The Last Supper Table, Reimagined With Salt

Mar 21, 2014 at 10:39 AM ET

Australian artists Ken and Julia Yonetani are fascinated with difficult materials; they’ve created birds from uranium glass, a coral reef from sugar and foam, and large-scale messages from UV lights. Now in their most recent project, the husband-and-wife pair picks up where Leonardo da Vinci left off, molding their own majestic “Last Supper”—a nearly 30-foot banquet table—from Australian salt. The project will tour various Australian galleries beginning Saturday, March 22, at Sutherland Shire’s Hazelhurst Regional Gallery and Arts Centre.

Salt, the couple says, has a multitude of meanings across various cultures and religions. “Salt becomes a metaphor not only for the impacts of salinity, but for broader issues of food security and food safety in an increasingly toxic world,” Julia says.

The couple first began working with salt, which is notoriously difficult to cast, during an artistic residency at Mildura—a town in the the Australian outback on Murray Darling River. The pair helped study the salinity levels of the Mildura landscape alongside environmentalists and decided to use salt from the Murray-Darling Basin, reaped through an irrigation system that removes salt from local groundwater.

The Yonetani’s first effort in salt, “Still Life: The Food Bowl,” is a smaller, all-salt sculpture that brings to life the two-dimensional tableau of history. “Humans have a very complex relationship with salt,” Julia says. “It is the only material apart from water that we absolutely cannot live without. Too much of it, and we die.”

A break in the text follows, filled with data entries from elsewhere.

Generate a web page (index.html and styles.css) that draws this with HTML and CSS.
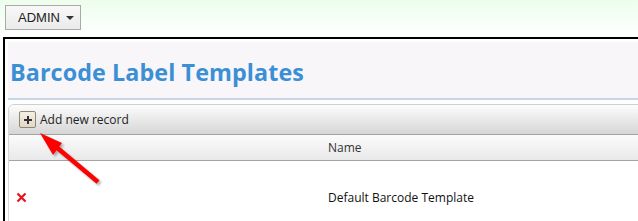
FILE: index.html
```html
<!DOCTYPE html>
<html>
<head>
<meta charset="utf-8">
<link rel="stylesheet" href="styles.css">
</head>
<body>
<div class="top">
  <button class="admin">ADMIN <span class="caret"></span></button>
</div>
<div class="frame">
  <div class="panel-head">
    <h1 class="title">Barcode Label Templates</h1>
  </div>
  <div class="grid">
    <div class="toolbar">
      <span class="plus-btn"><svg width="10" height="10" viewBox="0 0 10 10"><path d="M5 1v8M1 5h8" stroke="#333" stroke-width="2"/></svg></span>
      <span class="toolbar-text">Add new record</span>
    </div>
    <div class="header-row">
      <div class="col-cmd"></div>
      <div class="col-name">Name</div>
    </div>
    <div class="data-row">
      <div class="col-cmd"><svg width="11" height="11" viewBox="0 0 11 11"><path d="M1.5 1.5l8 8M9.5 1.5l-8 8" stroke="#e8141b" stroke-width="2.2"/></svg></div>
      <div class="col-name">Default Barcode Template</div>
    </div>
  </div>
</div>
<svg class="arrow" width="72" height="60" viewBox="0 0 72 60">
  <defs>
    <filter id="sh" x="-20%" y="-20%" width="140%" height="140%">
      <feGaussianBlur stdDeviation="1.2"/>
    </filter>
  </defs>
  <g transform="translate(2,2)" filter="url(#sh)" opacity="0.45">
    <path d="M60 52L17 16" stroke="#555" stroke-width="4.5"/>
    <path d="M2 3L24 13L15 25Z" fill="#555"/>
  </g>
  <path d="M60 52L17 16" stroke="#ff0000" stroke-width="4.5"/>
  <path d="M2 3L24 13L15 25Z" fill="#ff0000"/>
</svg>
</body>
</html>
```
FILE: styles.css
```css
html, body {
  margin: 0;
  padding: 0;
  background: #fff;
  font-family: "Open Sans", "Segoe UI", "DejaVu Sans", sans-serif;
}
body {
  position: relative;
  width: 638px;
  height: 221px;
  overflow: hidden;
}
.top {
  height: 37px;
  box-sizing: border-box;
  padding: 5px 0 0 5px;
  background: linear-gradient(#ecfeec, #ffffff);
}
.admin {
  display: flex;
  align-items: center;
  gap: 6px;
  height: 25px;
  width: 76px;
  box-sizing: border-box;
  padding: 0 0 0 12px;
  border: 1px solid #a9a9a9;
  border-radius: 0;
  background: linear-gradient(#f8f8f8, #ebebeb);
  font-family: "Liberation Sans", Arial, sans-serif;
  font-size: 13px;
  color: #222;
}
.caret {
  width: 0;
  height: 0;
  border-left: 4px solid transparent;
  border-right: 4px solid transparent;
  border-top: 4px solid #333;
}
.frame {
  margin-left: 3px;
  border-top: 2px solid #000;
  border-left: 2px solid #000;
  padding: 3px 0 0 3px;
}
.panel-head {
  height: 58px;
  box-sizing: border-box;
  background: #f8f6f9;
  border-bottom: 2px solid #c5d5e3;
  padding: 15px 0 0 2px;
}
.title {
  margin: 0;
  font-size: 23.3px;
  font-weight: 700;
  color: #3b8fd5;
  line-height: 30px;
  letter-spacing: 0.1px;
}
.grid {
  margin-top: 4px;
  border-top: 1px solid #cfcfcf;
  border-left: 1px solid #d6d6d6;
  border-top-left-radius: 6px;
}
.toolbar {
  height: 30px;
  box-sizing: border-box;
  display: flex;
  align-items: center;
  gap: 4px;
  padding-left: 10px;
  background: linear-gradient(#fcfcfc, #d6d6d6);
  border-bottom: 1px solid #a4a4a4;
  border-top-left-radius: 5px;
}
.plus-btn {
  width: 17px;
  height: 17px;
  box-sizing: border-box;
  border: 1px solid #8f8678;
  border-radius: 2px;
  background: linear-gradient(#f6efe4, #e2d8c8);
  display: flex;
  align-items: center;
  justify-content: center;
}
.toolbar-text {
  font-size: 12px;
  color: #222;
}
.header-row {
  height: 26px;
  box-sizing: border-box;
  display: flex;
  align-items: center;
  background: linear-gradient(#fbfbfb, #e9e9e9);
  border-bottom: 1px solid #a4a4a4;
}
.col-cmd {
  width: 319px;
  padding-left: 7px;
  box-sizing: border-box;
  display: flex;
  align-items: center;
}
.col-name {
  font-size: 12px;
  color: #333;
}
.data-row {
  height: 60px;
  box-sizing: border-box;
  padding-top: 28px;
  display: flex;
  align-items: flex-start;
}
.data-row > div {
  height: 17px;
}
.data-row .col-name {
  color: #111;
  line-height: 17px;
}
.arrow {
  position: absolute;
  left: 38px;
  top: 130px;
}
```
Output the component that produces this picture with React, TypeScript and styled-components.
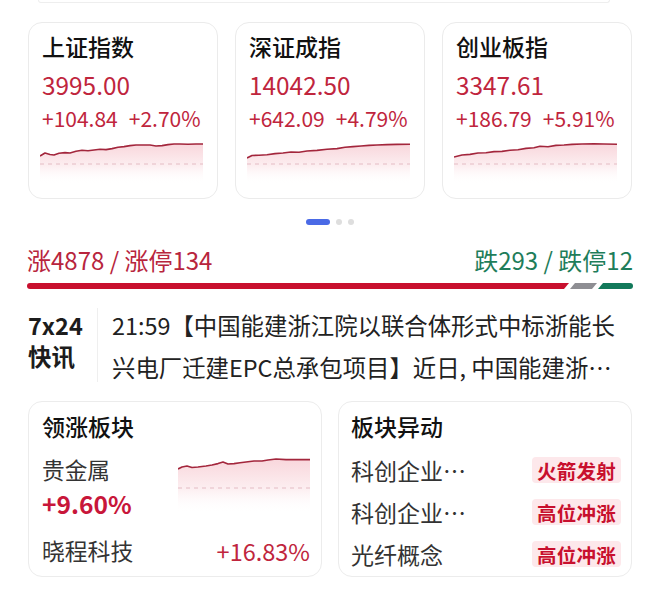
import React from 'react';
import styled, { createGlobalStyle } from 'styled-components';

const Global = createGlobalStyle`
  html, body { margin: 0; padding: 0; background: #ffffff; }
  body {
    font-family: "Noto Sans CJK SC", "Noto Sans", sans-serif;
    color: #151515;
    -webkit-font-smoothing: antialiased;
  }
  * { box-sizing: border-box; }
`;

const RED = '#c0253d';
const GREEN = '#1e7d5a';

const Page = styled.div`
  width: 660px;
  height: 598px;
  overflow: hidden;
  background: #fff;
`;

const TopStub = styled.div`
  margin-left: 38px;
  width: 572px;
  height: 3px;
  border: 1px solid #eeeeee;
  border-top: none;
  border-radius: 0 0 12px 12px;
`;

const IndexRow = styled.div`
  display: grid;
  grid-template-columns: repeat(3, 190px);
  column-gap: 17px;
  padding: 19px 0 0 28px;
`;

const IndexCard = styled.div`
  height: 177px;
  border: 1px solid #ebebeb;
  border-radius: 14px;
  padding: 8px 0 0 13px;
  display: flex;
  flex-direction: column;
  overflow: hidden;
`;

const CardTitle = styled.div`
  font-size: 23px;
  line-height: 30px;
  font-weight: 500;
  color: #111;
  white-space: nowrap;
`;

const Price = styled.div`
  margin-top: 9px;
  font-size: 24.4px;
  line-height: 30px;
  color: ${RED};
`;

const Change = styled.div`
  margin-top: 3px;
  font-size: 21px;
  line-height: 30px;
  color: ${RED};
  display: flex;
  gap: 11px;
  white-space: nowrap;
`;

const ChartSvg = styled.svg<{ $ml?: number; $mt?: number }>`
  display: block;
  margin-left: ${p => p.$ml ?? 0}px;
  margin-top: ${p => p.$mt ?? 0}px;
`;

const Dots = styled.div`
  display: flex;
  justify-content: center;
  align-items: center;
  gap: 6px;
  margin-top: 20px;
  height: 6px;
`;

const Dot = styled.span<{ $active?: boolean }>`
  display: block;
  width: ${p => (p.$active ? 24 : 6)}px;
  height: 6px;
  border-radius: 3px;
  background: ${p => (p.$active ? '#4a6ae6' : '#dedede')};
`;

const StatsRow = styled.div`
  display: flex;
  justify-content: space-between;
  padding: 0 27px 0 27px;
  margin-top: 20px;
  font-size: 24px;
  line-height: 30px;
`;

const StatText = styled.span<{ $up?: boolean }>`
  color: ${p => (p.$up ? '#b8253d' : GREEN)};
  white-space: nowrap;
`;

const Bar = styled.div`
  display: flex;
  gap: 2px;
  margin: 8px 27px 0 27px;
  height: 6px;
`;

const BarSeg = styled.div<{ $color: string; $w?: number; $kind: 'left' | 'mid' | 'right' }>`
  flex: ${p => (p.$w ? `0 0 ${p.$w}px` : '1 1 auto')};
  margin-left: ${p => (p.$kind === 'left' ? 0 : -1)}px;
  background: ${p => p.$color};
  border-radius: ${p => (p.$kind === 'left' ? '3px 0 0 3px' : p.$kind === 'right' ? '0 3px 3px 0' : '0')};
  clip-path: ${p =>
    p.$kind === 'left'
      ? 'polygon(0 0, 100% 0, calc(100% - 5px) 100%, 0 100%)'
      : p.$kind === 'mid'
      ? 'polygon(5px 0, 100% 0, calc(100% - 5px) 100%, 0 100%)'
      : 'polygon(5px 0, 100% 0, 100% 100%, 0 100%)'};
`;

const News = styled.div`
  display: flex;
  margin-top: 15px;
  padding: 0 27px;
`;

const NewsLabel = styled.div`
  width: 70px;
  flex: 0 0 70px;
  display: flex;
  flex-direction: column;
  font-size: 23.5px;
  font-weight: 700;
  line-height: 31px;
  color: #1c1c1c;
  padding-top: 6px;
  padding-left: 1px;
`;

const NewsDivider = styled.div`
  width: 1px;
  background: #efefef;
  margin: 4px 0 6px 0;
`;

const NewsBody = styled.div`
  flex: 1;
  min-width: 0;
  padding-left: 14px;
  font-size: 23.4px;
  line-height: 42px;
  color: #222;
`;

const NewsLine = styled.div`
  white-space: nowrap;
`;

const BottomRow = styled.div`
  display: grid;
  grid-template-columns: 294px 294px;
  column-gap: 16px;
  padding: 13px 0 0 28px;
`;

const SectorCard = styled.div<{ $pl: number; $pr: number }>`
  height: 176px;
  border: 1px solid #ececec;
  border-radius: 14px;
  padding: 9px ${p => p.$pr}px 0 ${p => p.$pl}px;
  display: flex;
  flex-direction: column;
`;

const SectorTitle = styled.div`
  font-size: 23px;
  line-height: 30px;
  font-weight: 500;
  color: #111;
`;

const LeadRow = styled.div`
  display: grid;
  grid-template-columns: 1fr 132px;
  margin-top: 14px;
`;

const LeadInfo = styled.div`
  display: flex;
  flex-direction: column;
`;

const LeadName = styled.div`
  font-size: 22.7px;
  line-height: 30px;
  color: #333;
`;

const LeadPct = styled.div`
  margin-top: 2px;
  font-size: 24.6px;
  line-height: 32px;
  font-weight: 700;
  color: #c8163a;
`;

const StockRow = styled.div`
  display: flex;
  justify-content: space-between;
  align-items: center;
  margin-top: 17px;
  font-size: 22.8px;
  line-height: 30px;
`;

const StockName = styled.span`
  color: #333;
`;

const StockPct = styled.span`
  color: ${RED};
  font-size: 23.5px;
`;

const MoveList = styled.div`
  display: flex;
  flex-direction: column;
  margin-top: 8px;
`;

const MoveRow = styled.div`
  display: flex;
  justify-content: space-between;
  align-items: center;
  height: 42px;
`;

const MoveName = styled.span`
  font-size: 23px;
  color: #333;
  white-space: nowrap;
`;

const Tag = styled.span`
  display: inline-flex;
  align-items: center;
  justify-content: center;
  width: 89px;
  height: 26px;
  border-radius: 4px;
  background: #fde8eb;
  color: #c8102e;
  font-size: 19.5px;
  font-weight: 700;
  letter-spacing: 0.2px;
`;

type Pt = [number, number];

const toPath = (pts: Pt[]) => pts.map((p, i) => `${i === 0 ? 'M' : 'L'}${p[0]} ${p[1]}`).join(' ');

function MiniChart({ pts, w, h, dash, id, ml, mt }: { pts: Pt[]; w: number; h: number; dash: number; id: string; ml?: number; mt?: number }) {
  const line = toPath(pts);
  const last = pts[pts.length - 1];
  const area = `${line} L${last[0]} ${h} L${pts[0][0]} ${h} Z`;
  return (
    <ChartSvg width={w} height={h} viewBox={`0 0 ${w} ${h}`} $ml={ml} $mt={mt}>
      <defs>
        <linearGradient id={id} x1="0" y1="0" x2="0" y2="1">
          <stop offset="0" stopColor="#e2475f" stopOpacity="0.22" />
          <stop offset="0.55" stopColor="#e2475f" stopOpacity="0.09" />
          <stop offset="1" stopColor="#ffffff" stopOpacity="0" />
        </linearGradient>
      </defs>
      <path d={area} fill={`url(#${id})`} />
      <line x1="0" y1={dash} x2={w} y2={dash} stroke="#e3bcc3" strokeWidth="1.2" strokeDasharray="4 4" />
      <path d={line} fill="none" stroke="#a3263c" strokeWidth="1.6" strokeLinejoin="round" />
    </ChartSvg>
  );
}

const chart1: Pt[] = [[0,16],[5,13],[10,14.5],[14,15],[19,13.2],[25,12.6],[30,13],[36,11.2],[42,10.2],[48,10.8],[54,10],[60,9.2],[66,9.6],[72,8.6],[78,7.2],[84,6.6],[90,5.6],[96,5],[102,5],[110,5],[116,6],[122,5.6],[128,4.6],[134,4],[140,4],[148,4.3],[156,4],[163,4]];
const chart2: Pt[] = [[0,18],[5,15.5],[12,15.2],[20,14.8],[28,13.6],[36,13],[44,12],[52,12.3],[60,11],[70,10.4],[80,9.2],[90,8.6],[98,7.2],[106,6.6],[114,6],[122,5.4],[130,5],[140,4.6],[150,4.4],[163,4.2]];
const chart3: Pt[] = [[0,17],[8,15],[16,14.4],[24,13],[32,12.8],[40,11.6],[48,11.4],[56,10.2],[64,9.8],[72,8.4],[80,7.8],[86,6.2],[94,6.8],[102,5.4],[110,5],[118,4.4],[128,4],[140,3.8],[150,4],[163,4.2]];
const chartLead: Pt[] = [[0,14],[4,12],[9,11],[14,12.5],[20,12],[28,11],[34,10],[40,8.6],[45,7],[50,9],[56,8.6],[62,7.8],[68,7],[76,6],[84,6],[90,5],[98,4],[108,4.6],[118,4.6],[132,4.6]];

const indices = [
  { name: '上证指数', price: '3995.00', chg: '+104.84', pct: '+2.70%', pts: chart1 },
  { name: '深证成指', price: '14042.50', chg: '+642.09', pct: '+4.79%', pts: chart2 },
  { name: '创业板指', price: '3347.61', chg: '+186.79', pct: '+5.91%', pts: chart3 },
];

const moves = [
  { name: '科创企业…', tag: '火箭发射' },
  { name: '科创企业…', tag: '高位冲涨' },
  { name: '光纤概念', tag: '高位冲涨' },
];

export default function App() {
  return (
    <Page>
      <Global />
      <TopStub />
      <IndexRow>
        {indices.map((d, i) => (
          <IndexCard key={d.name}>
            <CardTitle>{d.name}</CardTitle>
            <Price>{d.price}</Price>
            <Change>
              <span>{d.chg}</span>
              <span>{d.pct}</span>
            </Change>
            <MiniChart pts={d.pts} w={163} h={44} dash={24} id={`g${i}`} ml={-2} mt={7} />
          </IndexCard>
        ))}
      </IndexRow>
      <Dots>
        <Dot $active />
        <Dot />
        <Dot />
      </Dots>
      <StatsRow>
        <StatText $up>涨4878 / 涨停134</StatText>
        <StatText>跌293 / 跌停12</StatText>
      </StatsRow>
      <Bar>
        <BarSeg $color="#c8102e" $kind="left" />
        <BarSeg $color="#8e8e93" $w={27} $kind="mid" />
        <BarSeg $color="#12795a" $w={35} $kind="right" />
      </Bar>
      <News>
        <NewsLabel>
          <span>7x24</span>
          <span>快讯</span>
        </NewsLabel>
        <NewsDivider />
        <NewsBody>
          <NewsLine>21:59【中国能建浙江院以联合体形式中标浙能长</NewsLine>
          <NewsLine>兴电厂迁建EPC总承包项目】近日, 中国能建浙…</NewsLine>
        </NewsBody>
      </News>
      <BottomRow>
        <SectorCard $pl={13} $pr={11}>
          <SectorTitle>领涨板块</SectorTitle>
          <LeadRow>
            <LeadInfo>
              <LeadName>贵金属</LeadName>
              <LeadPct>+9.60%</LeadPct>
            </LeadInfo>
            <MiniChart pts={chartLead} w={132} h={58} dash={33} id="gl" />
          </LeadRow>
          <StockRow>
            <StockName>晓程科技</StockName>
            <StockPct>+16.83%</StockPct>
          </StockRow>
        </SectorCard>
        <SectorCard $pl={12} $pr={10}>
          <SectorTitle>板块异动</SectorTitle>
          <MoveList>
            {moves.map((m, i) => (
              <MoveRow key={i}>
                <MoveName>{m.name}</MoveName>
                <Tag>{m.tag}</Tag>
              </MoveRow>
            ))}
          </MoveList>
        </SectorCard>
      </BottomRow>
    </Page>
  );
}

To build “Last Supper,” the two used one ton of salt from the Murray River, casting the fruits, dishes and candle sticks using molds. Though they wouldn’t reveal how they bound the porous material together, the result is a highly realistic, 21st-century take on a topic of biblical magnitude. “The image is one of a large banquet, a feast before entering the afterlife,” Julia says. “In this way notions of food, consumption, death and the spiritual all merge together.”